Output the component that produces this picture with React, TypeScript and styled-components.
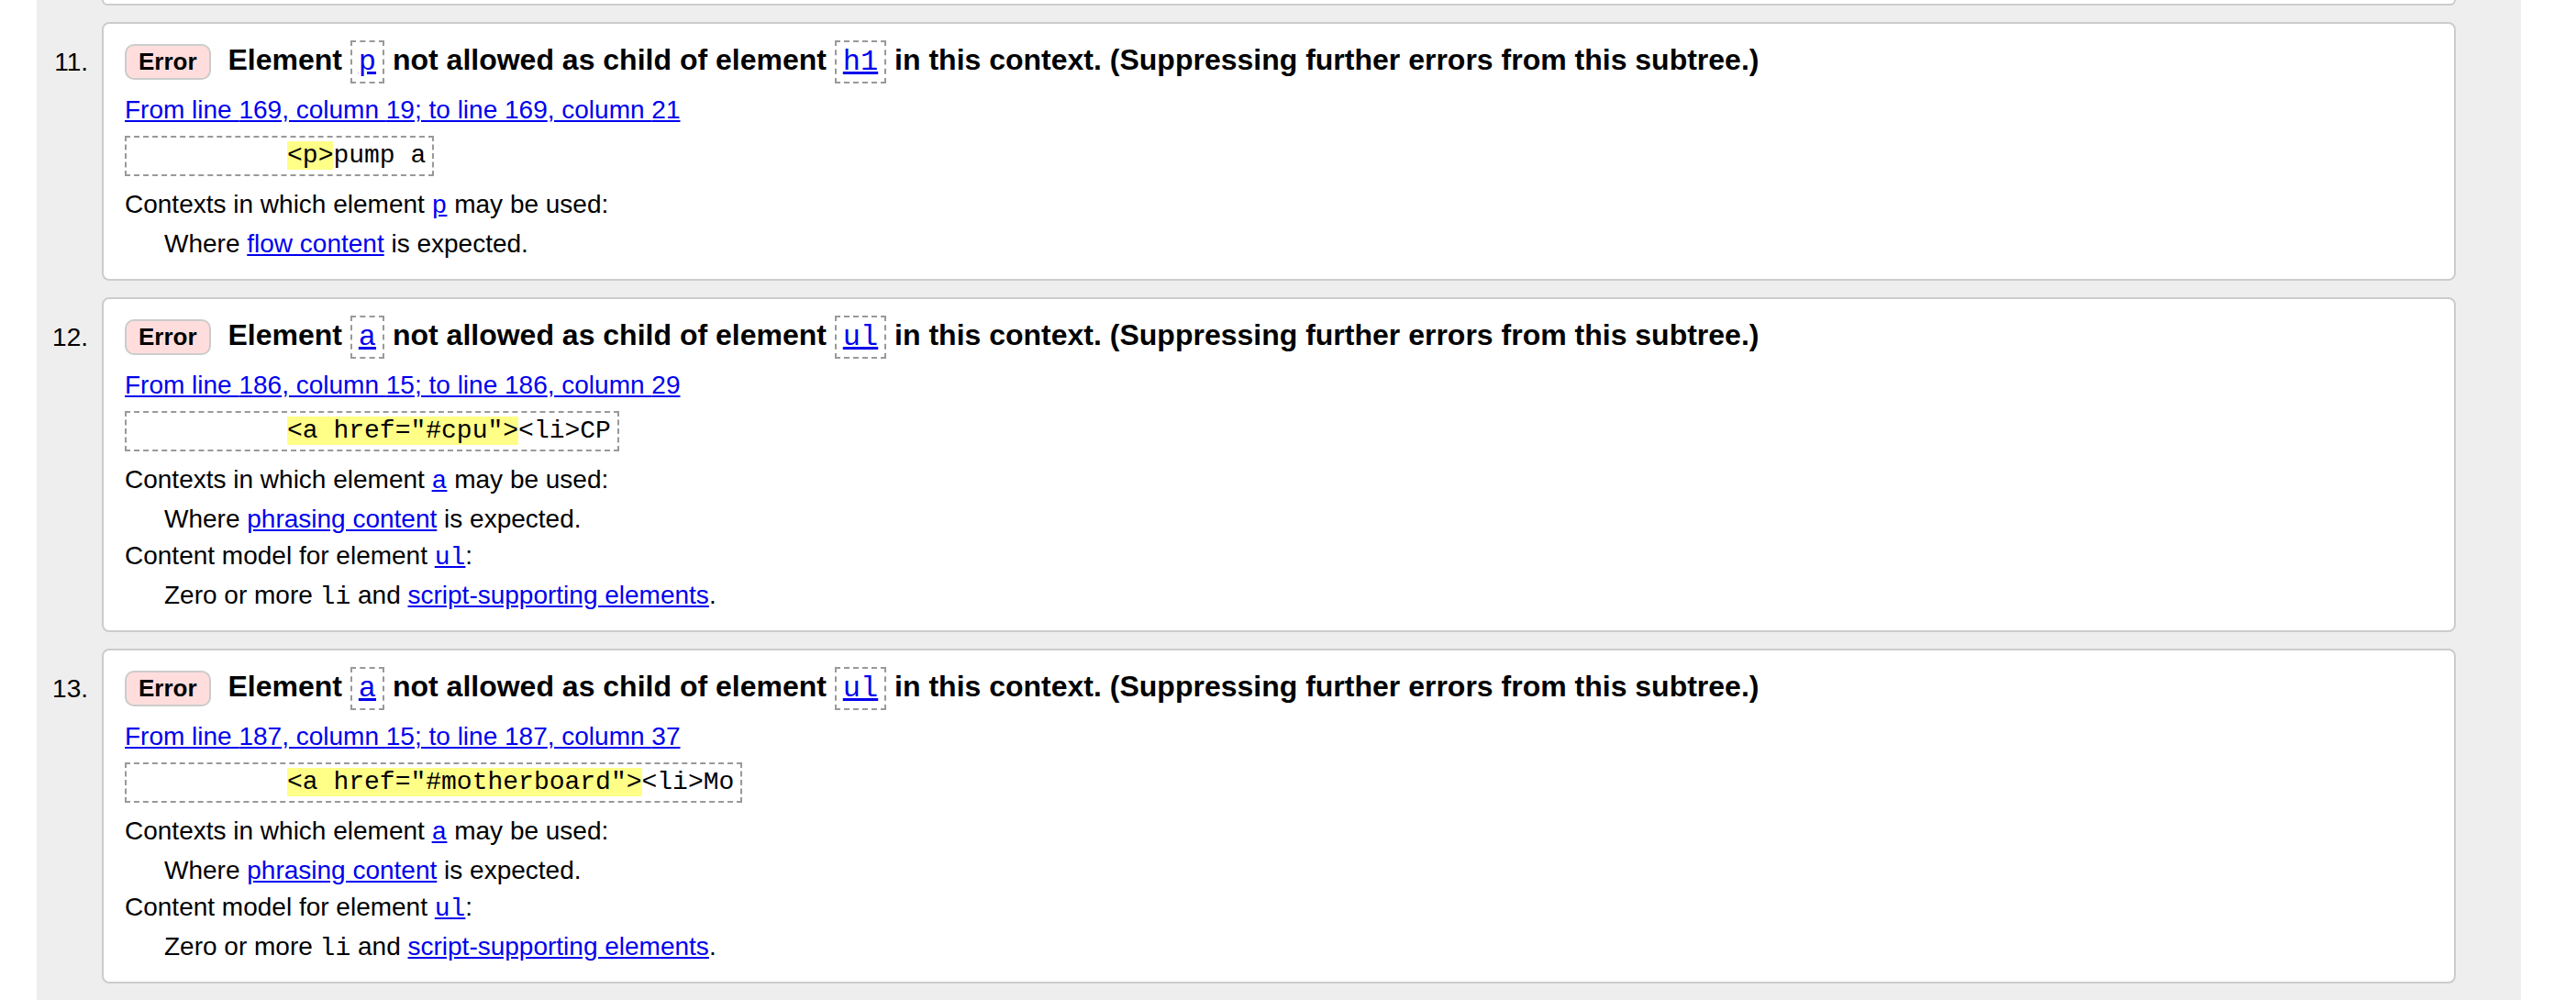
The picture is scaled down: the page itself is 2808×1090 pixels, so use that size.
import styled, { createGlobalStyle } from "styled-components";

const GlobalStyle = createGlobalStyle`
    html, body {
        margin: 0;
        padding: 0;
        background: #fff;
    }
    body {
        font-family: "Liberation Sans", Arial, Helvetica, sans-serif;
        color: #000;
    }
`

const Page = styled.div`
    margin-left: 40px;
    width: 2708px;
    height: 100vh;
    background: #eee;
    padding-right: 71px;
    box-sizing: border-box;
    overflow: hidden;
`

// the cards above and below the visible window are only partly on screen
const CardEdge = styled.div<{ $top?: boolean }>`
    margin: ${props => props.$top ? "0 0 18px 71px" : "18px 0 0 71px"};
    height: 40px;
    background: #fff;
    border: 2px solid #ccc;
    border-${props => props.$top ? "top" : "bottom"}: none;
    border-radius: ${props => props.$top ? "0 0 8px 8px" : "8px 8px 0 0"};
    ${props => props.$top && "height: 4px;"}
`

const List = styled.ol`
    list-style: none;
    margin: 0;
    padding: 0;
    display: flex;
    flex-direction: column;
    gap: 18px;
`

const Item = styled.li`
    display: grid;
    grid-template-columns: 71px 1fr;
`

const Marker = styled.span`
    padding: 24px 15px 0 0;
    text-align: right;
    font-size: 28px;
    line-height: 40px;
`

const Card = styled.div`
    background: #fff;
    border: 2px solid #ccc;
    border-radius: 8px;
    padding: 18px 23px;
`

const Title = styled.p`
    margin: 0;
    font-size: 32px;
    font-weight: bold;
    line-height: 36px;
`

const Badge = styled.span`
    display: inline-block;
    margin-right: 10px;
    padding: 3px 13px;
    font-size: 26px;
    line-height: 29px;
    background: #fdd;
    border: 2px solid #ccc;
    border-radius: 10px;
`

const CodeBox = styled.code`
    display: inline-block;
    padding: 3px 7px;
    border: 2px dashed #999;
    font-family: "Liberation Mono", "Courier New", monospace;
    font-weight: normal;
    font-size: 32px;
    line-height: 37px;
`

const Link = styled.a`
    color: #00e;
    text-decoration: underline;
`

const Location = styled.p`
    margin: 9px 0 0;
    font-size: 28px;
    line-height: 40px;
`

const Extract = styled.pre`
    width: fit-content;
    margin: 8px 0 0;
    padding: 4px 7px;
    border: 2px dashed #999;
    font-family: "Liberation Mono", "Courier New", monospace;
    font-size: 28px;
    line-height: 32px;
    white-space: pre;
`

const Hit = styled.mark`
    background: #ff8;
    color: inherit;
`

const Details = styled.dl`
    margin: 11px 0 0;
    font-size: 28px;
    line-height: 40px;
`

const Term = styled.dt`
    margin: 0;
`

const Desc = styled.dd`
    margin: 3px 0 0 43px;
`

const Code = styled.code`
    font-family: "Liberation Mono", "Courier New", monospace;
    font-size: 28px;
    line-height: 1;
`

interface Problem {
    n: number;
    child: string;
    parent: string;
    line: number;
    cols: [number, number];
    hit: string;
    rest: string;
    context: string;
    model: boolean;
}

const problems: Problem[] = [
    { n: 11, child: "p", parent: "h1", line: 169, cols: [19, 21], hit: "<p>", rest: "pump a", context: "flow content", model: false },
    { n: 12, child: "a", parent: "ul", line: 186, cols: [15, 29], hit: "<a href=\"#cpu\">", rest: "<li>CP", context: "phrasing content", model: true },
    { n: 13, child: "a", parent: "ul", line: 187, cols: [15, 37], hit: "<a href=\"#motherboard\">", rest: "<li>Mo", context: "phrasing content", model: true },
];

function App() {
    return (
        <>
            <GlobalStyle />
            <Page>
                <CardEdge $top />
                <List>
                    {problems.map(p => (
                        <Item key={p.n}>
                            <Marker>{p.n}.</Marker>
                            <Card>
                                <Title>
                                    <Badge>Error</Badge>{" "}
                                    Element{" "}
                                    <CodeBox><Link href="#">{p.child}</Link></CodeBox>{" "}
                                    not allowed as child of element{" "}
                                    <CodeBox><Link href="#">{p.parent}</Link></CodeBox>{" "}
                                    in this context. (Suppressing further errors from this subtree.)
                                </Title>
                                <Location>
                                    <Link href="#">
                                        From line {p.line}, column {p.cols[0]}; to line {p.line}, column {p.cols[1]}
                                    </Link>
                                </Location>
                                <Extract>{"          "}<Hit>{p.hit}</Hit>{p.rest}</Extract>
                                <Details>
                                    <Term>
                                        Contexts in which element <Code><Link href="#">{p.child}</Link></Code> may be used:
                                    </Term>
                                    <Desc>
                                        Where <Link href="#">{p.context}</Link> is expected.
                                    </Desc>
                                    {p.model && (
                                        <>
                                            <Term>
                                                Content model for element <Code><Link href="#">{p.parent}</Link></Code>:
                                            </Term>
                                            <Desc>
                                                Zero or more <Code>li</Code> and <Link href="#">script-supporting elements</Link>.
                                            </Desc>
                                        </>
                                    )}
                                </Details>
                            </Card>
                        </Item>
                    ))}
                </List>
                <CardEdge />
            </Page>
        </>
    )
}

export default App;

※ ※ ※

TASK DIRECTIONS => Search the data for "that". Copy every matching line.

FULL RESPONSE =>
Output the component that produces this picture with React, TypeScript and styled-components.
The picture is scaled down: the page itself is 2808×1090 pixels, so use that size.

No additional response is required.